Wednesday, October 25, 2023
The fishing industry is one most Nigerians did not know has always contributed immensely to the nation’s economy. For instance, as far back as 2009, the industry was employing (directly and indirectly) over six million Nigerians (Kingsway Agro Services, 2009).
According to the United Nations Food and Agricultural Organization, the Nigerian industry has been a major saving grace for the never-satisfied global demand for fish. The 2011 damage of Fukushima nuclear power plant worsened the situation. It resulted in the leakage of highly radioactive water in the fishing waters of some of the top fish producing countries – including China (first) and Japan (third). This resulted in a sharp decline in global number of fish available in the market.
While the giants were putting up strategies to increase production and even surpass their former production levels, the Nigerian industry got its needed boost. The late 2010s witnessed massive economic explosion in the fishing industry as a direct result of entrepreneurial boom in fishery, occasioned largely by the resuscitation of the electricity sector.
The Seafood Productions Maximization Initiative (SPMI) introduced by the Ministry of Water Resources (MWR) saw the establishment of an MoU involving MWR, Ministry of Power and Ministry of Information and Technology in 2016.
The first two years of the programme saw an exponential increase in the number of Nigerians getting engaged in fishing – on both industrial and artisanal scales – wild fishing and aquaculture. As a result, the volume of fish produced increased by 300%. Five years after, this increased to 1200%.

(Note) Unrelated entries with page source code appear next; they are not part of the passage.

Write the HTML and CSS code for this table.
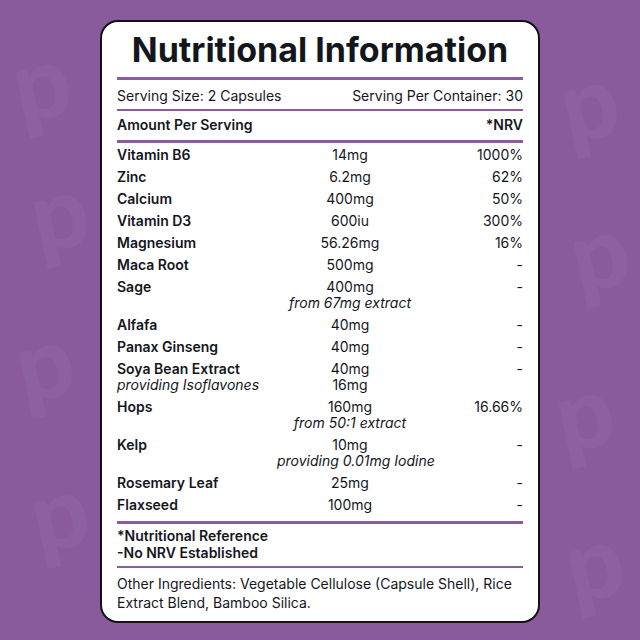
FILE: index.html
```html
<!DOCTYPE html>
<html>
<head>
<meta charset="utf-8">
<link rel="stylesheet" href="styles.css">
</head>
<body>
<div class="bg">
  <span class="wm wm1">p</span>
  <span class="wm wm2">p</span>
  <span class="wm wm3">p</span>
  <span class="wm wm4">p</span>
  <span class="wm wm5">p</span>
  <span class="wm wm6">p</span>
  <span class="wm wm7">p</span>
  <span class="wm wm8">p</span>
</div>
<main class="card">
  <h1 class="title">Nutritional Information</h1>
  <div class="rule thick"></div>
  <div class="serving">
    <span>Serving Size: 2 Capsules</span>
    <span>Serving Per Container: 30</span>
  </div>
  <div class="rule thin"></div>
  <div class="head">
    <span>Amount Per Serving</span>
    <span>*NRV</span>
  </div>
  <div class="rule thick"></div>
  <div class="rows">
    <div class="row"><div class="name">Vitamin B6</div><div class="amt">14mg</div><div class="nrv">1000%</div></div>
    <div class="row"><div class="name">Zinc</div><div class="amt">6.2mg</div><div class="nrv">62%</div></div>
    <div class="row"><div class="name">Calcium</div><div class="amt">400mg</div><div class="nrv">50%</div></div>
    <div class="row"><div class="name">Vitamin D3</div><div class="amt">600iu</div><div class="nrv">300%</div></div>
    <div class="row"><div class="name">Magnesium</div><div class="amt">56.26mg</div><div class="nrv">16%</div></div>
    <div class="row"><div class="name">Maca Root</div><div class="amt">500mg</div><div class="nrv">-</div></div>
    <div class="row"><div class="name">Sage</div><div class="amt">400mg<br><em>from 67mg extract</em></div><div class="nrv">-</div></div>
    <div class="row"><div class="name">Alfafa</div><div class="amt">40mg</div><div class="nrv">-</div></div>
    <div class="row"><div class="name">Panax Ginseng</div><div class="amt">40mg</div><div class="nrv">-</div></div>
    <div class="row"><div class="name">Soya Bean Extract<br><em>providing Isoflavones</em></div><div class="amt">40mg<br>16mg</div><div class="nrv">-</div></div>
    <div class="row"><div class="name">Hops</div><div class="amt">160mg<br><em>from 50:1 extract</em></div><div class="nrv">16.66%</div></div>
    <div class="row"><div class="name">Kelp</div><div class="amt">10mg<br><em>providing 0.01mg Iodine</em></div><div class="nrv">-</div></div>
    <div class="row"><div class="name">Rosemary Leaf</div><div class="amt">25mg</div><div class="nrv">-</div></div>
    <div class="row"><div class="name">Flaxseed</div><div class="amt">100mg</div><div class="nrv">-</div></div>
  </div>
  <div class="rule thick low"></div>
  <div class="notes">
    <div>*Nutritional Reference</div>
    <div>-No NRV Established</div>
  </div>
  <div class="rule thin"></div>
  <p class="other">Other Ingredients: Vegetable Cellulose (Capsule Shell), Rice Extract Blend, Bamboo Silica.</p>
</main>
</body>
</html>
```
FILE: styles.css
```css
html, body {
  margin: 0;
  padding: 0;
}
body {
  width: 640px;
  height: 640px;
  background: #8a5b9c;
  overflow: hidden;
  position: relative;
  font-family: "Inter", "Lato", sans-serif;
  color: #15161c;
}
.bg {
  position: absolute;
  inset: 0;
  overflow: hidden;
}
.wm {
  position: absolute;
  font-family: "Lato", sans-serif;
  font-weight: 900;
  font-size: 100px;
  line-height: 1;
  color: rgba(255, 255, 255, 0.03);
  transform: rotate(-12deg);
}
.wm1 { left: 12px; top: 30px; }
.wm2 { left: 30px; top: 160px; }
.wm3 { left: 15px; top: 310px; }
.wm4 { left: 30px; top: 460px; }
.wm5 { left: 560px; top: 50px; }
.wm6 { left: 570px; top: 200px; }
.wm7 { left: 555px; top: 360px; }
.wm8 { left: 565px; top: 510px; }

.card {
  position: relative;
  width: 406px;
  margin: 20px auto 0;
  background: #fff;
  border: 2px solid #121214;
  border-radius: 18px;
  padding: 9px 15px 9px;
}
.title {
  margin: 0;
  text-align: center;
  font-weight: 700;
  font-size: 34px;
  line-height: 38px;
  letter-spacing: 0;
  color: #14161d;
  white-space: nowrap;
}
.rule {
  background: #8d5ba0;
}
.rule.thick {
  height: 3px;
}
.rule.thin {
  height: 2px;
}
.title + .rule {
  margin-top: 8px;
}
.serving {
  display: flex;
  justify-content: space-between;
  font-size: 14px;
  line-height: 20px;
  margin: 6px 0 3px;
}
.head {
  display: flex;
  justify-content: space-between;
  font-size: 14px;
  font-weight: 600;
  line-height: 20px;
  margin: 4px 0 5px;
}
.rows {
  display: flex;
  flex-direction: column;
  gap: 6px;
  margin-top: 4px;
  font-size: 14px;
  line-height: 16px;
}
.row {
  display: grid;
  grid-template-columns: 160px 146px 1fr;
}
.name {
  font-weight: 600;
  white-space: nowrap;
}
.name em {
  font-weight: 400;
}
.amt {
  text-align: center;
  white-space: nowrap;
}
.nrv {
  text-align: right;
}
em {
  font-style: italic;
}
.rule.low {
  margin-top: 8px;
}
.notes {
  font-size: 14px;
  font-weight: 600;
  line-height: 17px;
  margin: 3px 0 5px;
}
.other {
  margin: 6px 0 0;
  font-size: 14px;
  line-height: 19px;
}
```
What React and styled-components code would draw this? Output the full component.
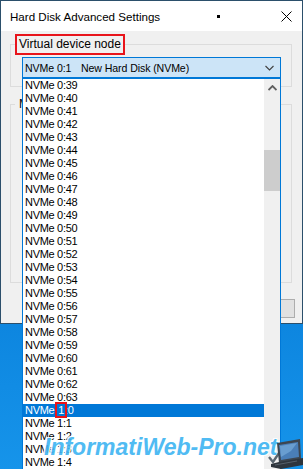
import styled, { createGlobalStyle } from 'styled-components';

const GlobalStyle = createGlobalStyle`
  html, body {
    margin: 0;
    padding: 0;
  }
  body {
    background: #0c82dc;
    overflow: hidden;
  }
`;

const Desktop = styled.div`
  position: relative;
  width: 303px;
  height: 469px;
  overflow: hidden;
  background: linear-gradient(180deg, #0a74cf 0%, #0c84de 65%, #1694ea 100%);
  font-family: 'Liberation Sans', Arial, sans-serif;
  color: #000;
`;

const Window = styled.div`
  box-sizing: border-box;
  width: 303px;
  height: 324px;
  border: 1px solid #2b4f6b;
  background: #f0f0f0;
  display: flex;
  flex-direction: column;
`;

const TitleBar = styled.div`
  height: 30px;
  background: #fff;
  display: flex;
  align-items: center;
  padding: 0 10px 0 9px;
  font-size: 11.6px;
`;

const Title = styled.span`
  flex: 1;
`;

const MinGlyph = styled.span`
  width: 3px;
  height: 3px;
  background: #000;
  margin-right: 61px;
`;

const CloseGlyph = styled.svg`
  width: 11px;
  height: 11px;
  display: block;
`;

const Body = styled.div`
  flex: 1;
  display: flex;
  flex-direction: column;
  padding: 3px 10px 0 9px;
  gap: 7px;
`;

const Group = styled.fieldset`
  margin: 0;
  padding: 0;
  border: 1px solid #dcdcdc;
  min-width: 0;
  height: ${(p) => p.$height}px;
  box-sizing: border-box;
`;

const Legend = styled.legend`
  margin-left: 4px;
  padding: 0 2px;
  font-size: 12px;
  line-height: 17px;
  border: 2px solid ${(p) => (p.$marked ? '#e8141b' : 'transparent')};
`;

const GroupContent = styled.div`
  padding: 2px 10px 8px 11px;
`;

const ComboWrap = styled.div`
  position: relative;
`;

const Combo = styled.div`
  box-sizing: border-box;
  height: 21px;
  border: 1px solid #0078d7;
  background: #cce4f7;
  display: flex;
  align-items: center;
  padding: 0 6px 0 2px;
  font-size: 10.6px;
  letter-spacing: -0.1px;
`;

const ComboSlot = styled.span`
  width: 56px;
  flex: none;
`;

const ComboLabel = styled.span`
  flex: 1;
`;

const Chevron = styled.svg`
  width: 9px;
  height: 6px;
  display: block;
`;

const DropList = styled.div`
  position: absolute;
  top: 100%;
  left: 0;
  z-index: 5;
  box-sizing: border-box;
  width: 259px;
  height: 392px;
  border: 1px solid #0078d7;
  background: #fff;
  display: flex;
`;

const Rows = styled.div`
  flex: 1;
  display: flex;
  flex-direction: column;
`;

const Row = styled.div`
  height: 13px;
  line-height: 13px;
  padding-left: 2px;
  font-size: 11px;
  letter-spacing: -0.3px;
  white-space: nowrap;
  color: ${(p) => (p.$selected ? '#fff' : '#000')};
  background: ${(p) => (p.$selected ? '#0078d7' : 'transparent')};
`;

const Mark = styled.span`
  outline: 2px solid #e8141b;
  outline-offset: 0;
  padding: 0 1px;
`;

const ScrollBar = styled.div`
  width: 16px;
  background: #f0f0f0;
  display: flex;
  flex-direction: column;
  align-items: center;
`;

const ScrollArrow = styled.div`
  height: 17px;
  display: flex;
  align-items: center;
  justify-content: center;
`;

const Thumb = styled.div`
  width: 16px;
  height: 41px;
  margin-top: 54px;
  background: #cdcdcd;
`;

const ButtonRow = styled.div`
  display: flex;
  justify-content: flex-end;
  padding: 9px 7px 0 0;
  margin-right: -10px;
`;

const Button = styled.div`
  box-sizing: border-box;
  width: 75px;
  height: 19px;
  border: 1px solid #adadad;
  background: #e1e1e1;
`;

const Watermark = styled.div`
  position: absolute;
  left: 44px;
  top: 434px;
  font-weight: bold;
  font-style: italic;
  font-size: 23px;
  color: #42b6f2;
  z-index: 10;
  text-shadow: 0 0 1px #fff, 1px 1px 0 #fff, -1px -1px 0 #fff, 1px -1px 0 #fff, -1px 1px 0 #fff;
  opacity: 0.92;
`;

const Laptop = styled.svg`
  position: absolute;
  right: 0;
  bottom: 0;
  width: 36px;
  height: 32px;
  z-index: 11;
`;

const rows = [];
for (let i = 39; i <= 63; i++) rows.push(`NVMe 0:${i}`);
for (let i = 0; i <= 4; i++) rows.push(`NVMe 1:${i}`);

const App = () => (
  <Desktop>
    <GlobalStyle />
    <Window>
      <TitleBar>
        <Title>Hard Disk Advanced Settings</Title>
        <MinGlyph />
        <CloseGlyph viewBox="0 0 11 11">
          <path d="M0.5 0.5 L10.5 10.5 M10.5 0.5 L0.5 10.5" stroke="#000" strokeWidth="1" fill="none" />
        </CloseGlyph>
      </TitleBar>
      <Body>
        <Group $height={53}>
          <Legend $marked>Virtual device node</Legend>
          <GroupContent>
            <ComboWrap>
              <Combo>
                <ComboSlot>NVMe 0:1</ComboSlot>
                <ComboLabel>New Hard Disk (NVMe)</ComboLabel>
                <Chevron viewBox="0 0 9 6">
                  <path d="M0.5 1 L4.5 5 L8.5 1" stroke="#404040" strokeWidth="1.1" fill="none" />
                </Chevron>
              </Combo>
              <DropList>
                <Rows>
                  {rows.map((r) =>
                    r === 'NVMe 1:0' ? (
                      <Row key={r} $selected>
                        NVMe <Mark>1</Mark>:0
                      </Row>
                    ) : (
                      <Row key={r}>{r}</Row>
                    )
                  )}
                </Rows>
                <ScrollBar>
                  <ScrollArrow>
                    <Chevron viewBox="0 0 9 6">
                      <path d="M0.5 5 L4.5 1 L8.5 5" stroke="#606060" strokeWidth="1.8" fill="none" />
                    </Chevron>
                  </ScrollArrow>
                  <Thumb />
                </ScrollBar>
              </DropList>
            </ComboWrap>
          </GroupContent>
        </Group>
        <Group $height={189}>
          <Legend>Mode</Legend>
        </Group>
        <ButtonRow>
          <Button />
        </ButtonRow>
      </Body>
    </Window>
    <Watermark>InformatiWeb-Pro.net</Watermark>
    <Laptop viewBox="0 0 36 32">
      <path d="M2 20 L6 25 L12 16" stroke="#5a6670" strokeWidth="2.4" fill="none" />
      <path d="M10 6 L33 2 L34 22 L12 26 Z" fill="#3d4650" />
      <path d="M12 8 L31 5 L32 20 L14 23 Z" fill="#4a7fb8" />
      <path d="M13 9 L30 6 L24 14 L14 20 Z" fill="#7fb2e0" opacity="0.6" />
      <path d="M4 27 L12 25 L36 21 L36 28 L14 32 L4 30 Z" fill="#2e353c" />
      <path d="M8 28 L30 24" stroke="#56606a" strokeWidth="1" />
    </Laptop>
  </Desktop>
);

export default App;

First, it was the neighbouring African countries who seized the opportunity of their proximity to import tonnes of fish to cater for their local needs. By 2021, Nigeria was already exporting to, at least, 18 African countries on industrial scales. The large scale exports have also extended to countries like USA, Germany, Pakistan, UAE, and even Taiwan.
According to a report released by the Ministry of Labour and Productivity, the fishing industry has employed – both directly and indirectly – 2 million more people since inception of SPMI, and has contributed an increase of 9% to the GDP.
In his message to Nigerians on October 1, 2023, the president made reference to the success that have so far been recorded in the fishing industry as one of the ways the nation has proven to the world and to herself that she is a positive catalyst in the comity of nations. “I cannot but make reference to the success we have recorded in our fishing industry. We have once again, and more emphatically this time, proven that we are a light to the darkness in our world, and that we are positive catalysts. This is an industry thought of as not viable. But we turned things around; we did the impossible: we saved nations from hunger and diabetes,” enthused Mr President.